In the short term, Mayweather-Pacquiao is certainly raising awareness for the sport, but Miller doesn’t know how much that equates to down the road, after the final bell rings on Saturday night.

“It’s great that more people are talking about boxing and that some who haven’t been interested in the past will tune in elsewhere,” he says. “But PBC on NBC will rise on the quality of our cards.”

Mark Boccardi, SVP, programming and business development, InDemand, which negotiates PPV licensing and marketing deals for most cable distributors, welcomes the heightened activity and the buzz the PBC is creating inside and outside the ring. Still, he cautions that it may not generate knockouts in the PPV arena down the pike.

“All of the exposure should lift the profile of fighters, and they may become pay-per-view fighters down the road,” he says. “The flip side of the argument could be that, since there is so much more boxing on the air, [viewers] may sate their interest in the sport and don’t need to order PPV matches. It remains to be seen.”

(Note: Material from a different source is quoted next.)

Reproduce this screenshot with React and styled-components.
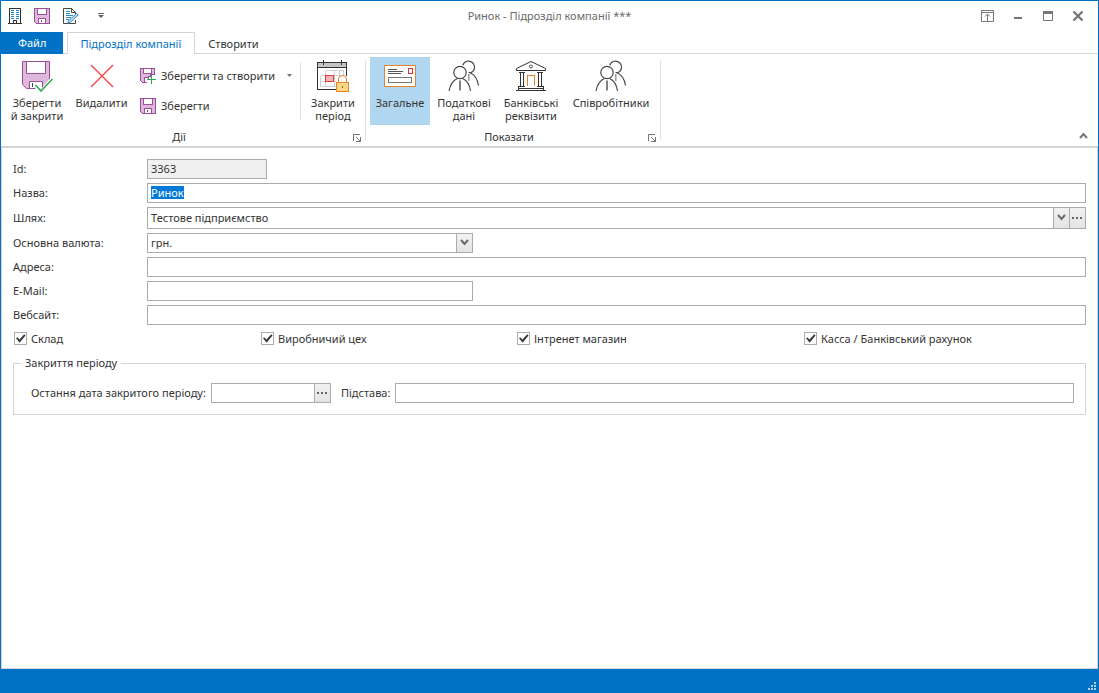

ESPN Kweder is confident, though, that PBC’s play is part of the roadwork that will rejuvenate boxing, even if it means higher costs down the road.

“The game plan will enhance the sport’s profile and may make us a victim of our own success,” he says, noting that the current deal is “very favorably” in ESPN’s financial corner. “If it proves to be as a successful as we think, that’s subject to change, and there will be a different level of negotiations. We’re okay with that; we want to be there as boxing rises.”